The two neopixel strips will also have a power and ground wire running from the OUT of one to the OUT of the other.
Power will flow from the battery through the switch, and into the second Neopixel strand. It will continue out of that strip and into the first strip, then from there into the Circuit Playground. This will both protect your Circuit Playground from LEDs drawing too much voltage accidentally, and also balance the weight and bulk of the battery and the Circuit Playground between the two bunny ears.
Remember: Pixel data can only flow one way, from the IN end of the strip to the OUT end. Power can flow either direction, so it's fine to hook up your power supply to the opposite end of the strip from your microcontroller.
Assembly
Wire the Neopixels
Measure the distance around the edges your bunny ears and cut two neopixel strips to fit snugly inside. My strips ended up with 20 neopixels each.
Cut carefully through the center of the copper pads, being sure to leave enough pad on each side for soldering.
Find the "in" end of each cut strip (the arrows should be facing AWAY from that end). Solder 3 color-coded wires to each strip: red to 5v, black to G, and white to IN.
The wires should be about 5" long for one strip, and about 10" long for the other. We can trim them down later, so when guesstimating lengths, always err on the side of "too long".
We'll call the one with shorter wires strip #1, and the one with longer wires strip #2.

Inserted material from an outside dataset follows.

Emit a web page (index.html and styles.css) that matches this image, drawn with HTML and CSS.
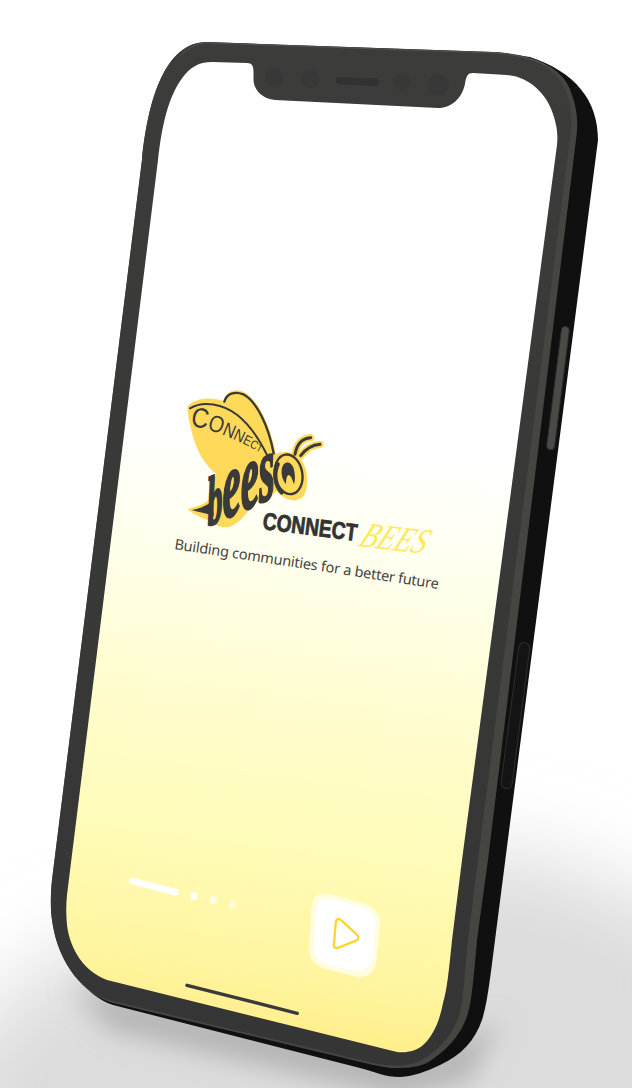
FILE: index.html
```html
<!DOCTYPE html>
<html lang="en">
<head>
<meta charset="utf-8">
<title>ConnectBees</title>
<link rel="stylesheet" href="styles.css">
</head>
<body>
<svg class="canvas" width="632" height="1088" viewBox="0 0 632 1088" xmlns="http://www.w3.org/2000/svg">
  <defs>
    <linearGradient id="screenFill" gradientUnits="userSpaceOnUse" x1="322" y1="440" x2="240" y2="1055">
      <stop offset="0" stop-color="#ffffff"/>
      <stop offset="0.17" stop-color="#fffff0"/>
      <stop offset="0.42" stop-color="#fffdd0"/>
      <stop offset="0.68" stop-color="#fffbb6"/>
      <stop offset="0.86" stop-color="#fff5a0"/>
      <stop offset="1" stop-color="#ffec82"/>
    </linearGradient>
    <linearGradient id="bezelFill" gradientUnits="userSpaceOnUse" x1="300" y1="40" x2="300" y2="1070">
      <stop offset="0" stop-color="#3c3c3b"/>
      <stop offset="1" stop-color="#353535"/>
    </linearGradient>
    <filter id="blurWide" x="-30%" y="-30%" width="160%" height="160%"><feGaussianBlur stdDeviation="42"/></filter>
    <filter id="blurNear" x="-30%" y="-30%" width="160%" height="160%"><feGaussianBlur stdDeviation="13"/></filter>
  </defs>

  <!-- ground shadow -->
  <path class="shadow-wide" filter="url(#blurWide)" d="M-60 1060 L60 950 L520 850 L720 930 L720 1180 L-60 1180Z"/>
  <path class="shadow-near" filter="url(#blurNear)" d="M70 985 L420 1060 L500 1020 L470 1080 L400 1098 L110 1030Z"/>

  <!-- phone body -->
  <path class="side" d="M493 52 L530 57 C575 72 598 100 598 140 L495 940 C490 980 487 1005 482 1020 C475 1040 462 1055 440 1065 C425 1072 415 1076 400 1077 C385 1077 375 1072 360 1068 L113 1005 C88 997 60 965 54 920 L200 400Z"/>
  <path class="band" d="M207 42 L493 52 C535 54 565 68 572 95 C578 112 578 125 576 140 L488 860 L477 940 C474 975 472 1000 468 1013 C462 1035 445 1052 427 1063 C415 1068 405 1068 390 1068 L373 1065 L113 1003 C85 995 58 965 52 920 C50 905 51 890 52 880 L142 160 C148 100 165 42 207 42Z"/>
  <path fill="url(#bezelFill)" d="M207 42 L493 52 C538 55 564 72 570 105 C572 118 572 128 570 140 L478 860 L468 940 C465 975 463 1000 460 1012 C455 1032 440 1050 422 1060 C410 1066 400 1066 385 1065 L373 1063 L113 1001 C85 995 58 965 52 920 C50 905 51 890 52 880 L142 160 C148 100 165 42 207 42Z"/>
  <path class="rim" d="M180 56 C190 46 198 43 207 43 L493 53 C515 54 530 58 545 65"/>

  <!-- side buttons -->
  <rect class="btn-top" x="554" y="326" width="8" height="124" rx="4" transform="rotate(7.2 557 388)"/>
  <rect class="btn-low" x="510" y="642" width="11" height="147" rx="5.500" transform="rotate(7.4 515 715)"/>

  <!-- screen with notch -->
  <path fill="url(#screenFill)" d="M158 160 C162 125 168 97 183 77 C190 68 198 62 212 62 L247 63 C252 63 253.500 66 253.500 72 L253.500 80 C254 90 262 99 275 100 L438 108 C452 108 462 98 465 84 C466 76 468 73 473 73 L507 75 C530 77 548 95 554 117 C557 127 558 135 557 145 L462 860 L452 940 C449 970 447 990 443 1003 C440 1020 433 1037 422 1046 C415 1051 408 1053 397 1052 L107 980 C85 972 70 950 67 925 C66 915 66 905 67 895Z"/>

  <!-- notch details -->
  <circle class="cam" cx="274" cy="78" r="9"/>
  <circle class="cam" cx="310" cy="79" r="9"/>
  <circle class="cam" cx="402" cy="82" r="8.500"/>
  <circle class="cam" cx="438" cy="85" r="10.500"/>
  <rect class="speaker" x="335" y="77" width="45" height="9" rx="4.500" transform="rotate(2.500 357 81)"/>

  <!-- bee logo -->
  <g transform="translate(180 385) scale(0.3333)">
    <path class="bee-glow" d="M345 208 C350 180 365 160 392 158 M362 212 C375 195 395 180 420 178"/>
    <path class="bee-body" d="M22 65 C45 38 95 35 130 48 C137 22 160 10 185 18 C230 35 270 115 288 208 C305 196 345 198 362 222 C386 250 388 312 368 337 C345 356 310 344 290 318 C270 338 245 348 225 352 C205 378 185 408 160 420 C140 432 115 428 95 410 C70 400 45 392 22 372 C50 365 70 360 85 345 C85 320 95 290 110 268 C75 240 50 200 35 140 C28 110 22 85 22 65Z"/>
    <path class="bee-line-thin" d="M30 70 C70 45 130 58 172 90 C212 122 242 170 262 212"/>
    <path class="bee-line" d="M133 50 C140 25 165 18 190 28 C230 50 265 120 281 205"/>
    <path class="bee-ant" d="M345 208 C350 180 365 160 392 158 M362 212 C375 195 395 180 420 178"/>
    <path id="wingPath" class="no-paint" d="M30 124 C90 128 190 170 268 220"/>
    <text class="bee-wing-text"><textPath href="#wingPath" textLength="226" lengthAdjust="spacingAndGlyphs"><tspan class="w1">C</tspan><tspan class="w2">O</tspan><tspan class="w3">N</tspan><tspan class="w4">N</tspan><tspan class="w5">E</tspan><tspan class="w6">C</tspan><tspan class="w7">T</tspan></textPath></text>
    <path class="bee-tail" d="M35 375 C55 372 72 365 96 350 L102 392 C80 385 55 382 35 375Z"/>
    <text class="bee-word" transform="translate(84 424) rotate(-24) skewX(-22) scale(1 2.800)" textLength="222" lengthAdjust="spacingAndGlyphs"><tspan class="bee-b">b</tspan>ees</text>
    <ellipse class="bee-head" cx="326" cy="268" rx="41" ry="60" transform="rotate(-10 326 268)"/>
    <path class="bee-cheek" d="M293 238 C280 265 285 300 305 322"/>
    <path class="bee-eye" d="M305 255 C308 228 332 225 341 250 C346 270 346 285 342 298 C338 285 333 272 327 270 C320 270 318 285 318 298 C308 285 303 270 305 255Z"/>
  </g>

  <!-- wordmark -->
  <text class="word-connect" transform="translate(262 529) rotate(7.2)" textLength="95" lengthAdjust="spacingAndGlyphs">CONNECT</text>
  <text class="word-bees" transform="translate(357 546) rotate(6.500) skewX(-20)" textLength="66" lengthAdjust="spacingAndGlyphs">BEES</text>
  <text class="tagline" transform="translate(174 549) rotate(8.600)" textLength="267">Building communities for a better future</text>

  <!-- pagination, home bar and next button -->
  <g transform="translate(40 860) scale(0.3333)">
    <path class="pill" d="M277 63 L407 97"/>
    <circle class="dot" cx="462" cy="108" r="12"/>
    <circle class="dot dot-b" cx="520" cy="121" r="12"/>
    <circle class="dot dot-c" cx="578" cy="134" r="12"/>
    <path class="home" d="M441 376 L772 460"/>
    <path class="halo" d="M860 100 L970 130 C1005 140 1022 160 1020 195 L1010 300 C1005 340 980 358 940 348 L860 328 C825 318 805 295 807 260 L815 140 C818 112 835 97 860 100Z"/>
    <path class="tile" d="M870 116 L960 140 C995 150 1008 170 1005 200 L998 290 C993 325 970 338 935 330 L870 314 C835 305 818 285 821 250 L829 150 C832 125 848 112 870 116Z"/>
    <path class="play" d="M905 182 C893 172 888 178 887 192 L882 252 C881 265 889 266 898 262 L948 242 C958 237 958 230 950 223Z"/>
  </g>
</svg>
</body>
</html>
```
FILE: styles.css
```css
html, body { margin: 0; padding: 0; background: #ffffff; }
body { width: 632px; height: 1088px; overflow: hidden; }
.canvas { display: block; }

.shadow-wide { fill: #dcdcdc; }
.shadow-near { fill: #b4b4b4; }
.side { fill: #101010; }
.band { fill: #454542; }
.rim { fill: none; stroke: #525250; stroke-width: 1; }
.btn-top { fill: #4a4a47; stroke: #2a2a2a; stroke-width: 1; }
.btn-low { fill: #141414; stroke: #2e2e2e; stroke-width: 1; }
.cam { fill: #383838; }
.speaker { fill: #323232; stroke: #454545; stroke-width: 0.6; }

.bee-glow { fill: none; stroke: #ffd95a; stroke-width: 22; stroke-linecap: round; }
.bee-body { fill: #ffd95a; }
.bee-line { fill: none; stroke: #3a3a3a; stroke-width: 7; stroke-linecap: round; }
.bee-line-thin { fill: none; stroke: #3a3a3a; stroke-width: 6; stroke-linecap: round; }
.bee-ant { fill: none; stroke: #3a3a3a; stroke-width: 9; stroke-linecap: round; }
.no-paint { fill: none; stroke: none; }
.bee-wing-text { font-family: "Liberation Sans", sans-serif; fill: #3a3a3a; }
.w1 { font-size: 84px; }
.w2 { font-size: 70px; }
.w3 { font-size: 58px; }
.w4 { font-size: 50px; }
.w5 { font-size: 42px; }
.w6 { font-size: 36px; }
.w7 { font-size: 30px; }
.bee-word { font-family: "Liberation Serif", serif; font-weight: 700; font-style: italic; font-size: 92px; fill: #3a3a3a; stroke: #3a3a3a; stroke-width: 2.5; }
.bee-b { font-size: 68px; }
.bee-tail { fill: #3a3a3a; }
.bee-head { fill: #ffd95a; stroke: #3a3a3a; stroke-width: 7; }
.bee-cheek { fill: none; stroke: #3a3a3a; stroke-width: 13; stroke-linecap: round; }
.bee-eye { fill: #3a3a3a; }

.word-connect { font-family: "Liberation Sans", sans-serif; font-weight: 700; font-size: 24px; fill: #333333; stroke: #333333; stroke-width: 0.8; }
.word-bees { font-family: "Liberation Serif", serif; font-style: italic; font-size: 36px; fill: #ffe95a; }
.tagline { font-family: "Noto Sans", sans-serif; font-size: 14.5px; fill: #444440; }

.pill { fill: none; stroke: #ffffff; stroke-width: 20; stroke-linecap: round; }
.dot { fill: #ffffff; opacity: 0.85; }
.dot-b { opacity: 0.65; }
.dot-c { opacity: 0.45; }
.home { fill: none; stroke: #3a3a3a; stroke-width: 10; stroke-linecap: round; }
.halo { fill: #fffde0; }
.tile { fill: #ffffff; }
.play { fill: none; stroke: #ffd42e; stroke-width: 7; stroke-linejoin: round; }
```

Look closely at your on/off switch. Figure out which end the battery wants to plug into: this is the male end and we'll leave that one alone. Find the other end (the female end) and snip the connector off with wire cutters.
Splice the long red and black wire attached to strip #2 to the red and black wire coming from the switch.
Solder a 4" red and black wire from the OUT end of strip #1 to the OUT end of strip #2.
Test to be sure your connections are good by hooking up some alligator clips to the remaining free wires. Attach BOTH white wires to A1. Then attach the free red wire coming from strip #1 to VOUT and the free black wire to G on the Circuit Playground.
If all your connections are good, the strips will light up when you plug in your battery and tilt the Circuit Playground. Let's secure the ends of the strips so they don't ever pull out or break while you're wearing the ears.
Secure Strip Ends
Cut four pieces of 1/4" clear heat shrink and place them over the end of each strip. Before you shrink them down, squirt some hot glue onto the strand to cover the solder connections. Then while the glue is still wet, use a heat gun to shrink the heat shrink down. This will create an indestructible and waterproof seal for your LED strips.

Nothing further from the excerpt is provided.